This article throws light upon the three capability classes of land. The classes are: 1. Capability Classes 2. Capability Sub-Classes 3. Capability Units.
1. Capability Classes:
Eight land capability classes are recognised and indicated by Roman numbers. (A) Class I-IV include land suited for cultivation. (B) Class-V-VIII land not suited for cultivation and should be maintained under natural vegetation of forests or grasses.
(A) Land Suited for Cultivation:
Class I. Soils in Class I are very good. The soils are deep, productive, easily worked, and nearly level. They are not subject to overflow (run-off) damage. However, they are subject to fertility and puddle erosion. Soils of this class have no or only slight risks of damage (Fig. 23.7).
Management Practices for Class I:
Class I soils used for crops, need practices to maintain solid fertility and soil structure. These practices involve use of fertilizers, cover crop, green manure crop and crop rotation.
Soils of this group are good. They can be cultivated with easily applied practices. They are subject to moderate risk of damage. Soils of this group have gentle slopes, are subject to moderate erosion. They are subject to occasional overflows.
These soils may require special practices such as contour tillage, crop rotation, water-control devices.

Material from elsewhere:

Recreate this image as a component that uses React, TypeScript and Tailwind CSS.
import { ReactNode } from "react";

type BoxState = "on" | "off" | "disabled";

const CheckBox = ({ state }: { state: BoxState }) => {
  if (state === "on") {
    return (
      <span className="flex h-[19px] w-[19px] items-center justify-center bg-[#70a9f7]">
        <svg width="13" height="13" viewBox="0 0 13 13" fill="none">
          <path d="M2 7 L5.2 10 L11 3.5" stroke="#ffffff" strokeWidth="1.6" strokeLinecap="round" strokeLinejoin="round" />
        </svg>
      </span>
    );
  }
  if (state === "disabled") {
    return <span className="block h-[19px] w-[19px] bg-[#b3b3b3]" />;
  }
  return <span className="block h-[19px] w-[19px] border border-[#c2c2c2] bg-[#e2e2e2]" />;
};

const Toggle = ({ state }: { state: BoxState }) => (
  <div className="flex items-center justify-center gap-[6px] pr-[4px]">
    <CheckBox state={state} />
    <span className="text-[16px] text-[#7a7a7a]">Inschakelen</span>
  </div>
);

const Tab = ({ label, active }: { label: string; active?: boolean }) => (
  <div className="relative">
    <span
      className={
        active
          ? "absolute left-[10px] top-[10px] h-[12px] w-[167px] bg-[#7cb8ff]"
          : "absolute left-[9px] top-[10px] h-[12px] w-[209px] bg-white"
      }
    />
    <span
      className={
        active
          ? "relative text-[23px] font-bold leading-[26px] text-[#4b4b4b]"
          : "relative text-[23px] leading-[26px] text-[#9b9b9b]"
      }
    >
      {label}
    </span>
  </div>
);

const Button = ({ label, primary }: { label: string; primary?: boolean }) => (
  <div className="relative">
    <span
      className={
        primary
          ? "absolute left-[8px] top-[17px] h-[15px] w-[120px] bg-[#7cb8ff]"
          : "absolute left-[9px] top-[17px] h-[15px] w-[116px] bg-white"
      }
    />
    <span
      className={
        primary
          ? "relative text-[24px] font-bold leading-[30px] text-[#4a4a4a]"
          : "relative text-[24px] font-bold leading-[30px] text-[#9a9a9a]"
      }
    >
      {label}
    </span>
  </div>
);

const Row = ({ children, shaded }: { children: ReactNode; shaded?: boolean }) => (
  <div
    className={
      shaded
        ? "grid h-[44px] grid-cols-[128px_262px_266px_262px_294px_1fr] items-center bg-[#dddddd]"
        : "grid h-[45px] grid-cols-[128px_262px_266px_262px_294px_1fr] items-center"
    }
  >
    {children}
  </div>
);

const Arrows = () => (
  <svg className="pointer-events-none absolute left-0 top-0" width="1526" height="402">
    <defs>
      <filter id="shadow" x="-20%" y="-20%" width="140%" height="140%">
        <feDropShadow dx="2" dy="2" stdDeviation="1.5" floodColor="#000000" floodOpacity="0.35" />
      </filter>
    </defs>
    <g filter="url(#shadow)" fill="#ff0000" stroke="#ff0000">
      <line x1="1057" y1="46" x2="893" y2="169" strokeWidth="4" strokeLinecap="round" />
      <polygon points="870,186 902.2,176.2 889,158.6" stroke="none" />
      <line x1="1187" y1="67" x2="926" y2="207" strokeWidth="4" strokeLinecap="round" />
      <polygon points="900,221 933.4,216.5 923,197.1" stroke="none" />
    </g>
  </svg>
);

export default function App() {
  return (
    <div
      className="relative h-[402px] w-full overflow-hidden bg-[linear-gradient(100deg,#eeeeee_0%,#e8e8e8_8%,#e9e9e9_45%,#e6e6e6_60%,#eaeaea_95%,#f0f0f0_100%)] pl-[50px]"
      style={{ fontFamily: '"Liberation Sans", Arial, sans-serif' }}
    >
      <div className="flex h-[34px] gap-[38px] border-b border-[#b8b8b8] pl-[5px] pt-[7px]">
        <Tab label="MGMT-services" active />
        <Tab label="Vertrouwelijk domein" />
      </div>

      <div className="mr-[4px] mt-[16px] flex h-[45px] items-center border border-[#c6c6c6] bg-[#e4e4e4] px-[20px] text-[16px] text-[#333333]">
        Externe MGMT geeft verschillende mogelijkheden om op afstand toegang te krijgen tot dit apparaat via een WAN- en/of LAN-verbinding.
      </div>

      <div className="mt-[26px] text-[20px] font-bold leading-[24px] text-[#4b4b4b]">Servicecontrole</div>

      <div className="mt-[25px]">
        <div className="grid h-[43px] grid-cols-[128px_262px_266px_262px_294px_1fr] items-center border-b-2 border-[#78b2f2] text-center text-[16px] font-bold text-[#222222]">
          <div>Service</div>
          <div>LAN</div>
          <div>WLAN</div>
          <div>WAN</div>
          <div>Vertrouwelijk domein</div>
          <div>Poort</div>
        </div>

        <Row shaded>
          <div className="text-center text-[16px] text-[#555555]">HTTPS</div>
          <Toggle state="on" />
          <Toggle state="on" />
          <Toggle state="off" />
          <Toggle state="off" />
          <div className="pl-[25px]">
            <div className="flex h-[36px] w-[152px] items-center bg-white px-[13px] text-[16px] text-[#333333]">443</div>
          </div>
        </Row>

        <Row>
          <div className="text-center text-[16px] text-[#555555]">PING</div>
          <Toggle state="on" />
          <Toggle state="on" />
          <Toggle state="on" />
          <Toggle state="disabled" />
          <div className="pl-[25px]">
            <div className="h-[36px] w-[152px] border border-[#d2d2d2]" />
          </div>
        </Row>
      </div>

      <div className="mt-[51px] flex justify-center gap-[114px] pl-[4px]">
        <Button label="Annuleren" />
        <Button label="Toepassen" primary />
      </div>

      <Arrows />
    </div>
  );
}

Soils in Class III are subject to severe risks. They are moderately good soils. They can be used regularly for crops, soils in this class have moderately steep slopes, are subject to more severe erosion and are inherently low in fertility.

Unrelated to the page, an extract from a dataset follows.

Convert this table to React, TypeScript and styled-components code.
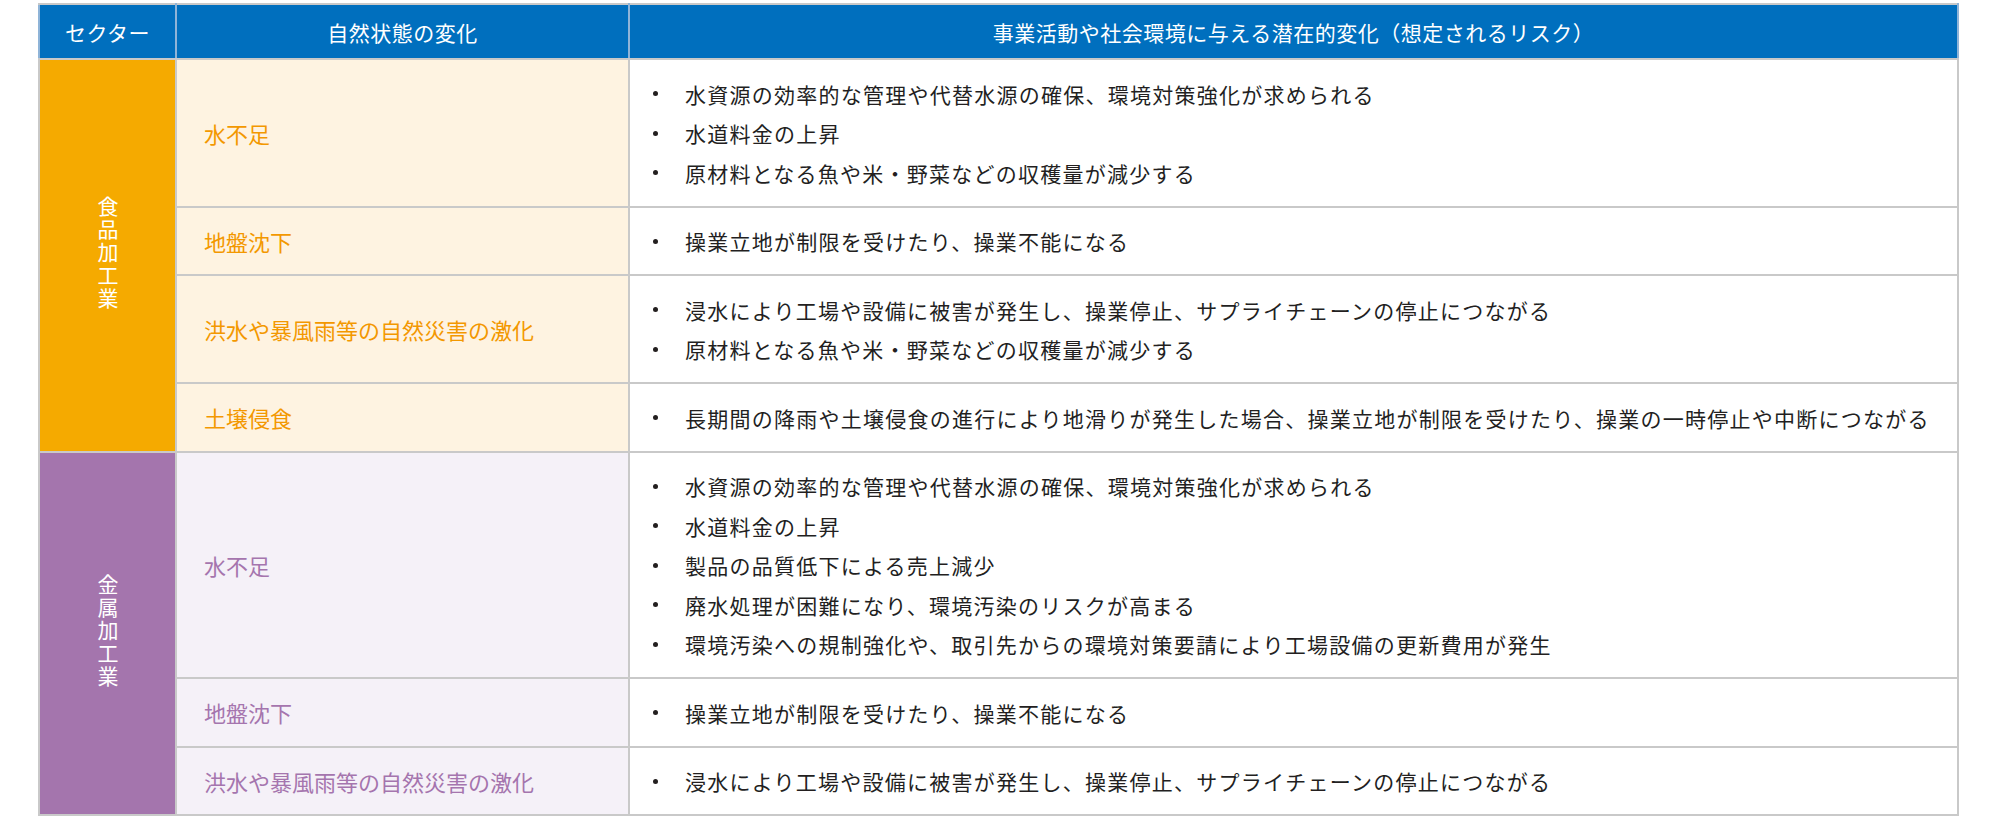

These soils require cropping systems that produce adequate plant cover. The cover is needed to protect the soil from erosion. It also helps preserve soil structure. In strip cropping, sod crops should be grown instead of cultivated row crops. Complete water-disposal system of terraces and outlets. Practices of contour tillage.
Soils of this group have very severe permanent hazards if used for crop land. The soils are fairly good. They are frequently on steep slopes and subject to severe erosion. The soils are shallow or moderately deep, low in fertility.

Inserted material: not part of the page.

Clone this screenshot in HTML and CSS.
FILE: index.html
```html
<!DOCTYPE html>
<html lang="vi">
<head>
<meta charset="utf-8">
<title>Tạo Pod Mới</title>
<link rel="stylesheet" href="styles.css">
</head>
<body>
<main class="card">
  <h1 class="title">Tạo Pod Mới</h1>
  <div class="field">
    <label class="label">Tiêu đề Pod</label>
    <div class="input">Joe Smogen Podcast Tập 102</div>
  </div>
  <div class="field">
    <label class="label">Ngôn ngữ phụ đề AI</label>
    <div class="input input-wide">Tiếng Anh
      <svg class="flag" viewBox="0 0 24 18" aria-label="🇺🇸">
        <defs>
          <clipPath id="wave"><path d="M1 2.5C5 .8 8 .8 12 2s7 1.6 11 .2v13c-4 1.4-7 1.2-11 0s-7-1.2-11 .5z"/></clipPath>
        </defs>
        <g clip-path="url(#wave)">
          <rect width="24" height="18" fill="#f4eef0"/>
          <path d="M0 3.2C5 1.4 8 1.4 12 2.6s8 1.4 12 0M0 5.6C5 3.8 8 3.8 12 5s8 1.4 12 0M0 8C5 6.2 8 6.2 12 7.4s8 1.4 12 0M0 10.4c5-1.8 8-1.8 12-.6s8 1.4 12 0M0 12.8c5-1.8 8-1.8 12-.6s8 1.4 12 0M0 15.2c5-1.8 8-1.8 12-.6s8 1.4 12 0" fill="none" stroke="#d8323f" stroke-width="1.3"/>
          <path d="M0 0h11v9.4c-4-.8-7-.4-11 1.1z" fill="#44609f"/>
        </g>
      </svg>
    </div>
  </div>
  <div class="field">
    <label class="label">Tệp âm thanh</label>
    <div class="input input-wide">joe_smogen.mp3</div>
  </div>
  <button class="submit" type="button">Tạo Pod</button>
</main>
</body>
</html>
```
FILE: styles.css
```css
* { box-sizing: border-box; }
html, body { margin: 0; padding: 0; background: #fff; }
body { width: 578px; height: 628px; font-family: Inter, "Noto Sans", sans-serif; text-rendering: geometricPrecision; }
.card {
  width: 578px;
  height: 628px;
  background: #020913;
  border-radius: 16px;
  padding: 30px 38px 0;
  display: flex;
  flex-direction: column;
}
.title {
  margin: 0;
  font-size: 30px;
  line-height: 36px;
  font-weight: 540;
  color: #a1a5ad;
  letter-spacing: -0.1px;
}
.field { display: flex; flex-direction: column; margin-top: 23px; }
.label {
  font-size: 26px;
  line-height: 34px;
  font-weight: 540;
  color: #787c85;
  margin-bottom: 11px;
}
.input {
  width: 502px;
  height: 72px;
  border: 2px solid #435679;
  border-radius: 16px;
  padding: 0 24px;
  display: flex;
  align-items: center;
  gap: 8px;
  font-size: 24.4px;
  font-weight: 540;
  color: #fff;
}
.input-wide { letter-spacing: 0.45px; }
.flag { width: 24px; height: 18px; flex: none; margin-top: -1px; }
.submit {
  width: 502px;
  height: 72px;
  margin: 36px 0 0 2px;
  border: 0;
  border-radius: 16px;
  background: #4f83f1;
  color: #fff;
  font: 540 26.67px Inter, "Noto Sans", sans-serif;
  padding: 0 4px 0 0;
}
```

They should usually be kept in hay or pasture, although a grain crop may be grown once in five or six years. Complete water-disposal system of terraces and outlets, with contour tillage. Stabilize gullies.
(B) Soils not Suited for Cultivation:
Soils in Class V should be kept in permanent vegetation. They should be used for pasture or forestry. Cultivation is not feasible, however, because of wetness, stoniness or other limitations. The land is nearly level. It is subject to only slight erosion by wind or water if properly managed. They have few permanent limitations.
Grazing should be regulated.
Soils of this class should be used for grazing and forestry. They have moderate permanent limitations and are unsuitable for cultivation. They are steep or shallow. Class VI land is either steeper or more subject to wind erosion than Class IV. Class VI land is too steep, stony, and wet for cultivation.
Grazing should not be permitted.
Soil in Class VII are subject to severe permanent limitations (or hazards). They are fair to poor for grazing or forestry. They are steep, eroded, shallow, droughty or swampy and are unsuitable for cultivation.
Strict management should be applied.
Soils of this class are extremely rough, arid or swampy and are unsuitable for cultivation. They are not suited for forestry or grazing. They should be used for wildlife, recreation or watershed uses.
2. Capability Sub-Classes:
These are sub-divisions of capability classes made on the basis of four dominating limitations, namely,
(i) Risk of erosion (e)
(ii) Wetness, drainage or overflow (w)
(iii) Rooting zone limitations (s), and
(iv) Climatic limitations (c).
Sub-classes are mapped by adding limitation symbol to the capability. Class number e.g., IIe, IIIs etc. Thus, sub-classes are indicative of both degree and kind of limitation. There are no sub-classes in Class I.
3. Capability Units:
These are further sub-divisions of capability sub-classes. A capability unit consists of soils which are sufficiently uniform in their characteristics, potentialities and limitations and require fairly similar conservation treatments and management practices.
The land capability classes can change towards better classes, if the existing limitations can be permanently removed or reduced in extent by economically feasible reclamation projects or corrective measures, such as providing irrigation, installing drainage, constructing flood retarding structures or controlling large scale gullies. A further deterioration in existing conditions can similarly shift the capability to a poorer class.